As he tells it, there came a point in his march across the desert of unending theatrical torment when he stopped pretending to sympathy he didn't feel, and "My reviews grew flat until I finally tore a strip off a show I loathed and felt a rush of honesty." As someone currently riding that rush I can tell you, that's not honesty you're feeling, that's just the joy of talking shit. Talking shit is fun--lord knows I've spent multiple hours ripping on a 60-minute show--and there's a reason I only write reviews of bad reviews: it's fun for me and for you.

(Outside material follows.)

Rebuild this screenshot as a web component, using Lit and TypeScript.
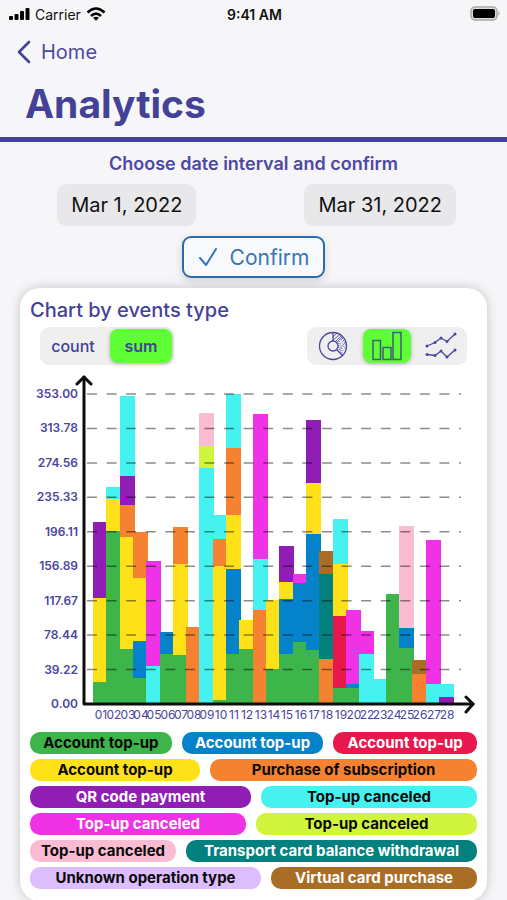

What's written here is neither honest nor even a negative review, it's just a couple of petty insults and a plot synopsis. There isn't even enough of a review for me to review, as you are currently experiencing, which I'm sure is disappointing for everyone. What can I say other than "this does not meet the standards you yourself espouse"? I guess, when there are no arguments to meet with counter-arguments, all that's left is the other response he's used to: the string of retaliatory insults. Colin Thomas has crawled so far up his own ass that he's become a proctological ouroboros, an ego with no beginning or end. His haughty pronouncements presume an authority unsupported by either argument or achievement. He is the embodiment of pride that kept goething even after the fall. If the most reliable way to read criticism is as autobiography, the story he's writing is The Road. I hope he gets laid.